3日から7日にかけ、「OECDグローバル議員ネットワーク会議」に出席するため、OECDの本部があるパリに出張しました。「OECD」は略称で、日本語の正式名称は「経済協力開発機構」です。国際経済全般について協議する「世界最大のシンクタンク」とも呼ばれ、欧州各国や日米など世界38か国が加盟しています。

そのOECDの掲げる政策や活動を各国の議員に知らしめ、協議する場が今回の会議です。コロナ禍によって対面での会議は3年ぶりでしたが、今回は非加盟国を含めて38か国から122名の国会議員が参加。日本からは、私と自民党の小泉龍司代議士、深澤陽一代議士の3名が参加し、「世界経済の見通し」「脱炭素社会に向けた方策」「エネルギー市場の現状」「民主主義の強化」などに関し、それぞれ意見を述べました。

会議の合間には、大地震で甚大な被害を受けたトルコや、北極圏の開発に力を入れているノルウェーの議員団との会談、「仏日友好議員連盟」に所属するフランスの国会議員との会談、OECDの幹部との面談も組まれ、非常に有意義でした。

加えて、岩手県への誘致を目指している「国際リニアコライダー(ILC)」に協力を得るため、個人としての活動もしました。OECD議員会議では出席者に英語版の資料を配布してILCの概要を理解して頂くとともに、6年半前にILCの国際会議でお会いし、岩手にも何度か来られたフランスのオリビエ・ベシュト大臣を訪ね、フランス政府の協力を依頼。

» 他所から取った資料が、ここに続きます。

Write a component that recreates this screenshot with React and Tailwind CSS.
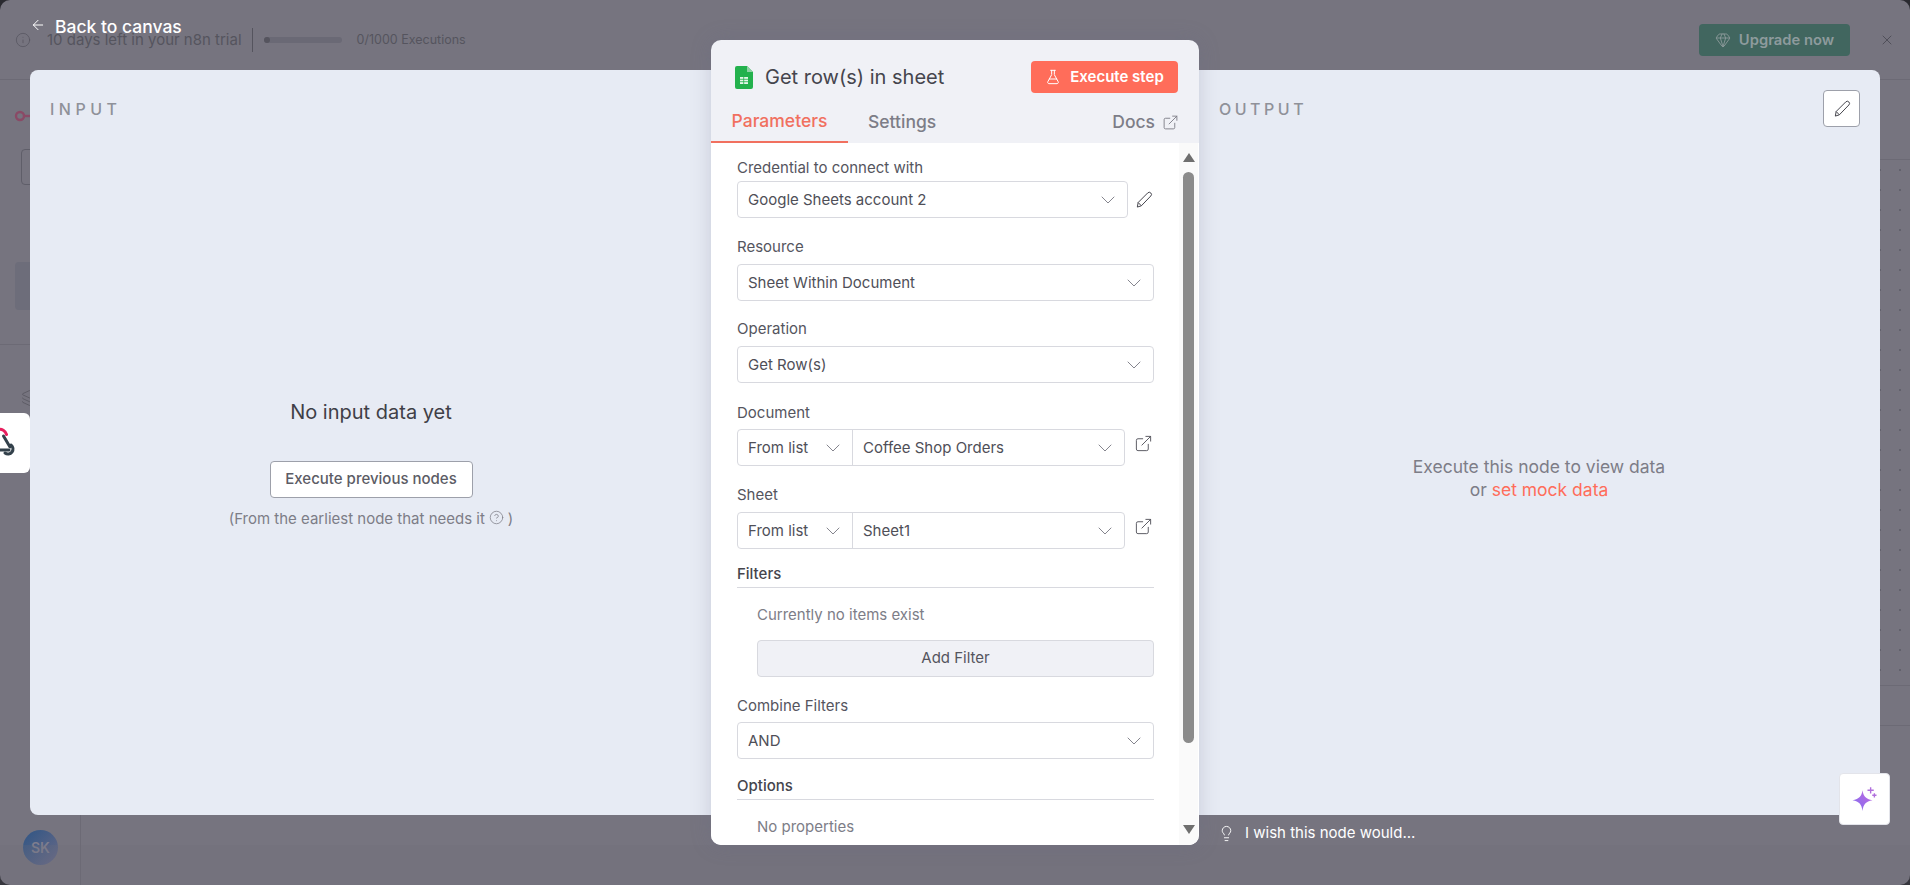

OECD議員会議では、①ILCの「量子を制御する技術」が太陽電池や人工光合成の新材料の開発など、脱炭素社会の実現に貢献すること、②ILCの稼働によって生じる廃熱や近隣の豊富な森林資源を活用することで、ILCの周辺地域を脱炭素社会のモデル地域として世界に発信できること、③世界各国からILCに集まる多くの研究者が協力を重ねることで、対立と分断が進みつつある国際社会に宥和と統合の精神を取り戻すことができることなど、ILCの価値をアピールしました。

その上で、「世界ぜんたいが幸福にならないうちは、個人の幸福はあり得ない」という宮沢賢治の童話に出てくる言葉を引用し、「世界ぜんたいの幸福」につながる日本でのILC実現について、参加者に協力を求めました。会議の後には、韓国や英国の議員から話しかけられ、賛同の言葉を頂きました。

ILCについては、政府間の外交では予算上の制約から日本への誘致のアピールをできていませんが、議員間の外交の場で国際的な理解を深め、誘致実現につなげたいと思います。